Bisnis.com, PURWOKERTO - Pasal yang mengatur tentang aborsi di RUU KUHP menjadi sorotan pakar hukum dari Universitas Jenderal Soedirman Purwokerto Profesor Hibnu Nugroho.
Dia menilai ketentuan dalam Pasal 471 Ayat (3) Rancangan Undang-Undang tentang Kitab Undang-Undang Hukum Pidana (RUU KUHP) perlu diperjelas agar tidak disalahartikan untuk mempermudah aborsi.
"Kalau dilihat memang Pasal 251, 415, 469, 470, dan 471 RUU KUHP spiritnya untuk jangan sampai dengan mudah menggugurkan kandungan atau aborsi sehingga siapa pun yang terkait dengan pengguguran kandungan harus bertanggung jawab secara hukum," kata Prof. Hibnu Nugroho di Purwokerto, Kabupaten Banyumas, Jawa Tengah, Senin (21/6/2021).
Dengan demikian, kata dia, korban perkosaan yang menggugurkan kandungannya juga harus bertanggung jawab secara hukum.
Jika korban perkosaan menggugurkan kandungannya, kata dia, berarti yang bersangkutan telah merampas hak untuk hidup dari janin yang di kandungnya.
"Jadi, korban perkosaan enggak boleh menggugurkan kandungan. Kalau hal itu dilakukan, yang bersangkutan bisa dipidanakan," katanya menegaskan.
Hal itu sesuai dengan Pasal 470 Ayat (1) RUU KUHP yang menyebutkan bahwa setiap perempuan yang menggugurkan atau mematikan kandungan seorang atau meminta orang lain menggugurkan atau mematikan kandungan tersebut dipidana penjara paling lama 4 tahun.
Terkait dengan Pasal 471 Ayat (3) RUU KUHP, Hibnu mengatakan bahwa pasal tersebut terdapat kejanggalan sehingga harus diterjemahkan agar tidak salah tafsir.
Dalam hal ini, Pasal 471 Ayat (3) RUU KUHP menyebutkan bahwa dokter yang melakukan pengguguran kandungan karena indikasi kedaruratan medis atau terhadap korban perkosaan sesuai dengan peraturan perundang-undangan, tidak dipidana.
"Saya kira ini, ya, jalan tengah. Sekarang pertanyaannya, ini bertentangan sekali dengan hak asasi manusia, ya, memang, iya? Ini menarik, tidak dipidana," katanya.
Ia mengatakan sisi positif dari larangan menggugurkan kandungan adalah untuk mengetahui siapa pelaku yang tidak bertanggung jawab terhadap korban perkosaan.

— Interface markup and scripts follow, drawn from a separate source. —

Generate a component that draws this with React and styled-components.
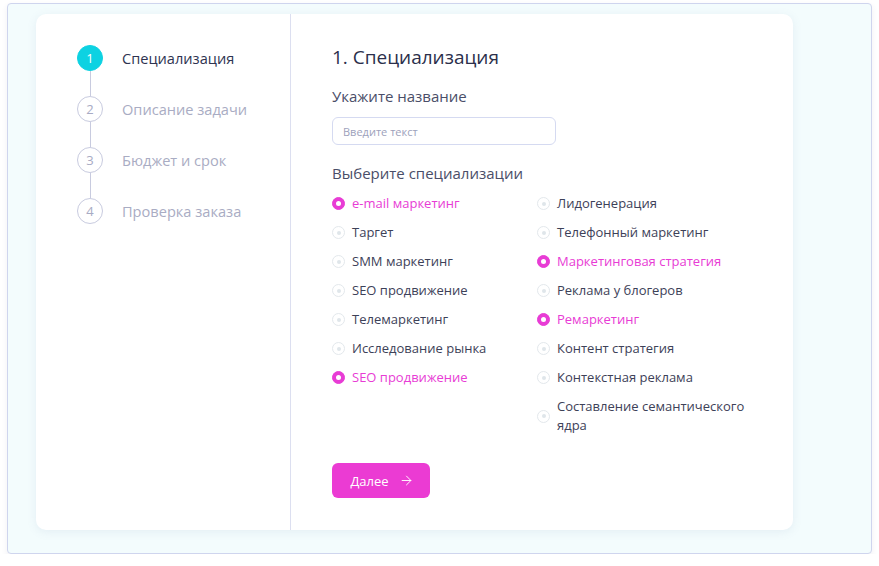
import styled, { createGlobalStyle } from "styled-components";
import { ArrowRight } from "lucide-react";

const GlobalStyle = createGlobalStyle`
  body {
    margin: 0;
    background: #ffffff;
    font-family: "Open Sans", "Liberation Sans", sans-serif;
  }
`
const Frame = styled.div`
  box-sizing: border-box;
  margin: 3px 0 0 7px;
  width: 865px;
  height: 551px;
  padding: 10px 0 0 28px;
  background-color: #f3fcfd;
  border: 1px solid #cfd5ee;
  border-radius: 4px;
  box-shadow: 0 3px 6px rgba(60, 70, 120, 0.08);
`
const Card = styled.div`
  display: flex;
  width: 757px;
  height: 516px;
  background-color: white;
  border-radius: 10px;
  box-shadow: 0 2px 10px rgba(120, 140, 180, 0.12);
`
const Sidebar = styled.div`
  box-sizing: border-box;
  width: 255px;
  padding: 31px 0 0 41px;
  border-right: 1px solid #dcdff0;
  display: flex;
  flex-direction: column;
`
const Step = styled.div`
  display: flex;
  align-items: center;
  gap: 19px;
`
const Circle = styled.div`
  box-sizing: border-box;
  width: 26px;
  height: 26px;
  border-radius: 50%;
  display: flex;
  align-items: center;
  justify-content: center;
  font-size: 13px;
  background-color: ${(p) => (p.$active ? "#0dd2e2" : "white")};
  color: ${(p) => (p.$active ? "white" : "#a8abc4")};
  border: 1px solid ${(p) => (p.$active ? "#0dd2e2" : "#c8cbdf")};
`
const StepLabel = styled.span`
  font-size: 14.6px;
  color: ${(p) => (p.$active ? "#2e3350" : "#a9acc3")};
`
const Connector = styled.div`
  width: 1px;
  height: 25px;
  margin-left: 12.5px;
  background-color: #c8cbdf;
`
const Main = styled.div`
  flex: 1;
  padding: 29px 0 0 41px;
  display: flex;
  flex-direction: column;
  align-items: flex-start;
`
const Title = styled.h2`
  margin: 0;
  font-size: 19px;
  line-height: 28px;
  font-weight: 400;
  color: #2b2f4b;
`
const Label = styled.div`
  font-size: 15px;
  line-height: 20px;
  color: #4a4e68;
  margin-top: ${(p) => p.$top}px;
`
const Input = styled.input`
  box-sizing: border-box;
  margin-top: 11px;
  width: 224px;
  height: 28px;
  padding: 0 10px;
  border: 1px solid #d5daf1;
  border-radius: 6px;
  font-family: inherit;
  font-size: 11px;
  color: #2e3350;
  outline: none;
  &::placeholder {
    color: #9da1bb;
  }
`
const Options = styled.div`
  margin-top: 11px;
  display: grid;
  grid-template-columns: 205px 218px;
  grid-template-rows: repeat(8, auto);
  row-gap: 10px;
`
const Option = styled.label`
  display: flex;
  align-items: center;
  gap: 7px;
  font-size: 13px;
  line-height: 19px;
  color: ${(p) => (p.$checked ? "#e83cd5" : "#3d4158")};
  grid-row: ${(p) => p.$row};
  grid-column: ${(p) => p.$col};
`
const Radio = styled.span`
  box-sizing: border-box;
  flex: none;
  width: 13px;
  height: 13px;
  border-radius: 50%;
  display: flex;
  align-items: center;
  justify-content: center;
  background-color: ${(p) => (p.$checked ? "#e83cd5" : "white")};
  border: 1px solid ${(p) => (p.$checked ? "#e83cd5" : "#e3e8ec")};
  &::after {
    content: "";
    width: ${(p) => (p.$checked ? 5 : 4)}px;
    height: ${(p) => (p.$checked ? 5 : 4)}px;
    border-radius: 50%;
    background-color: ${(p) => (p.$checked ? "white" : "#dfe6ea")};
  }
`
const Button = styled.button`
  margin-top: 28px;
  width: 98px;
  height: 35px;
  border: none;
  border-radius: 6px;
  background-color: #eb3bd3;
  color: white;
  font-family: inherit;
  font-size: 13px;
  display: flex;
  align-items: center;
  justify-content: center;
  gap: 10px;
  padding: 0 0 0 2px;
  cursor: pointer;
`

const steps = ["Специализация", "Описание задачи", "Бюджет и срок", "Проверка заказа"];

const left = [
  { text: "e-mail маркетинг", checked: true },
  { text: "Таргет" },
  { text: "SMM маркетинг" },
  { text: "SEO продвижение" },
  { text: "Телемаркетинг" },
  { text: "Исследование рынка" },
  { text: "SEO продвижение", checked: true },
];
const right = [
  { text: "Лидогенерация" },
  { text: "Телефонный маркетинг" },
  { text: "Маркетинговая стратегия", checked: true },
  { text: "Реклама у блогеров" },
  { text: "Ремаркетинг", checked: true },
  { text: "Контент стратегия" },
  { text: "Контекстная реклама" },
  { text: "Составление семантического ядра" },
];

export default function App() {
  return (
    <>
      <GlobalStyle />
      <Frame>
        <Card>
          <Sidebar>
            {steps.map((s, i) => (
              <div key={s}>
                {i > 0 && <Connector />}
                <Step>
                  <Circle $active={i === 0}>{i + 1}</Circle>
                  <StepLabel $active={i === 0}>{s}</StepLabel>
                </Step>
              </div>
            ))}
          </Sidebar>
          <Main>
            <Title>1. Специализация</Title>
            <Label $top={15}>Укажите название</Label>
            <Input placeholder="Введите текст" />
            <Label $top={18}>Выберите специализации</Label>
            <Options>
              {left.map((o, i) => (
                <Option key={"l" + i} $checked={o.checked} $row={i + 1} $col={1}>
                  <Radio $checked={o.checked} />
                  {o.text}
                </Option>
              ))}
              {right.map((o, i) => (
                <Option key={"r" + i} $checked={o.checked} $row={i + 1} $col={2}>
                  <Radio $checked={o.checked} />
                  <span>{o.text}</span>
                </Option>
              ))}
            </Options>
            <Button>
              Далее
              <ArrowRight size={15} strokeWidth={1.5} />
            </Button>
          </Main>
        </Card>
      </Frame>
    </>
  );
}
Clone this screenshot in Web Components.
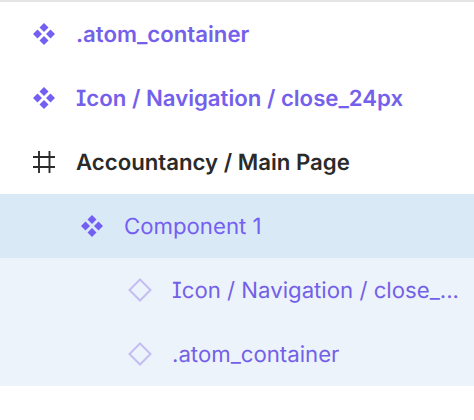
<!DOCTYPE html>
<html>
<head>
<meta charset="utf-8">
<style>
  html, body { margin: 0; padding: 0; background: #fff; }
  body { font-family: Inter, "Liberation Sans", sans-serif; }
</style>
</head>
<body>
<layer-panel>
  <layer-row icon="components" tone="master">.atom_container</layer-row>
  <layer-row icon="components" tone="master">Icon / Navigation / close_24px</layer-row>
  <layer-row icon="frame" tone="frame">Accountancy / Main Page</layer-row>
  <layer-row icon="components" tone="selected" depth="1">Component 1</layer-row>
  <layer-row icon="instance" tone="child" depth="2">Icon / Navigation / close_...</layer-row>
  <layer-row icon="instance" tone="child" depth="2">.atom_container</layer-row>
</layer-panel>
<script>
  const ICONS = {
    components: `<svg width="24" height="24" viewBox="0 0 24 24" fill="#7360f2">
      <path d="M12 1l4.500 4.500L12 10 7.500 5.500z"/><path d="M5.500 7.500L10 12l-4.500 4.500L1 12z"/>
      <path d="M18.500 7.500L23 12l-4.500 4.500L14 12z"/><path d="M12 14l4.500 4.500L12 23l-4.500-4.500z"/></svg>`,
    frame: `<svg width="24" height="24" viewBox="0 0 24 24" fill="none" stroke="#2c2c2c" stroke-width="1.900">
      <path d="M1 7h22M1 17h22M7 1v22M17.500 1v22"/></svg>`,
    instance: `<svg width="24" height="24" viewBox="0 0 24 24" fill="none" stroke="#c4bdf3" stroke-width="2">
      <path d="M12 1.500L22.500 12 12 22.500 1.500 12z"/></svg>`
  };

  class LayerPanel extends HTMLElement {
    constructor() {
      super();
      this.attachShadow({ mode: 'open' });
      this.shadowRoot.innerHTML = `
        <style>
          :host { display: block; width: 474px; height: 420px; box-sizing: border-box; border-top: 2px solid #e5e5e5; background: #fff; }
          .list { display: flex; flex-direction: column; }
        </style>
        <div class="list"><slot></slot></div>`;
    }
  }

  class LayerRow extends HTMLElement {
    constructor() {
      super();
      this.attachShadow({ mode: 'open' });
    }

    connectedCallback() {
      const depth = Number(this.getAttribute('depth') || 0);
      const icon = this.getAttribute('icon') || 'frame';
      this.shadowRoot.innerHTML = `
        <style>
          :host {
            display: flex; align-items: center; gap: 20px; height: 64px;
            box-sizing: border-box; padding-left: ${32 + depth * 48}px;
            font-size: 22.200px; line-height: 1; white-space: nowrap;
            font-family: Inter, "Liberation Sans", sans-serif;
            font-feature-settings: "cv08";
            text-rendering: geometricPrecision;
          }
          :host([tone="master"]) { color: #7560ec; font-weight: 600; }
          :host([tone="frame"]) { color: #2a2a2a; font-weight: 600; }
          :host([tone="selected"]) { color: #7360f2; background: #dae9f6; }
          :host([tone="child"]) { color: #7360e8; background: #ecf3fa; }
          .icon { display: flex; flex: none; width: 24px; height: 24px; }
          .label { padding-top: 2px; }
        </style>
        <span class="icon">${ICONS[icon]}</span>
        <span class="label"><slot></slot></span>`;
    }
  }

  customElements.define('layer-panel', LayerPanel);
  customElements.define('layer-row', LayerRow);
</script>
</body>
</html>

Akan tetapi, untuk klausul yang menyebutkan adanya kedaruratan medis seperti yang tercantum dalam Pasal 471 Ayat (3) RUU KUHP, kata dia, ke depan perlu penjelasan lebih konkret agar orang tidak mudah melakukan aborsi atau menggugurkan kandungan karena korban perkosaan.
"Artinya, mungkin harus ditunjukkan dahulu korban perkosaannya (yang menggugurkan kandungannya) disidangkan, juga kedarutan medisnya ini seperti apa. Ini saya kira perlu peraturan pemerintah atau PP, ataupun peraturan lain terjemahan dari Pasal 471 ini supaya tidak digunakan dengan mudah untuk menggugurkan kandungan, dengan mudah mengaku korban perkosaan," katanya.
Dalam hal ini, kata dia, implementasi dari Pasal 471 Ayat (3) RUU KUHP tersebut harus hati-hati dan parameternya juga harus jelas.
Adapun, Pasal 470 dan Pasal 471 berbunyi sebagai berikut:
Pasal 470 ayat 1
Setiap perempuan yang menggugurkan atau mematikan kandungannya atau meminta orang lain menggugurkan atau mematikan kandungan tersebut dipidana dengan pidana penjara paling lama 4 (empat) tahun.
Pasal 470 ayat 2
Jika aborsi dilakukan tanpa persetujuan perempuan hamil, maka pelaku terancam 12 tahun penjara. Jika aborsi menyebabkan kematian perempuan hamil, pelaku aborsi akan dipenjara 15 tahun.
Pasal 417 ayat 1.
Setiap orang yang menggugurkan atau mematikan kandungan seorang perempuan dengan persetujuannya dipidana dengan pidana penjara paling lama 5 (lima) tahun.
Pasal 417 ayat 2
Jika perbuatan sebagaimana dimaksud pada ayat 1 mengakibatkan matinya perempuan tersebut dipidana dengan pidana penjara paling lama 8 (delapan) tahun.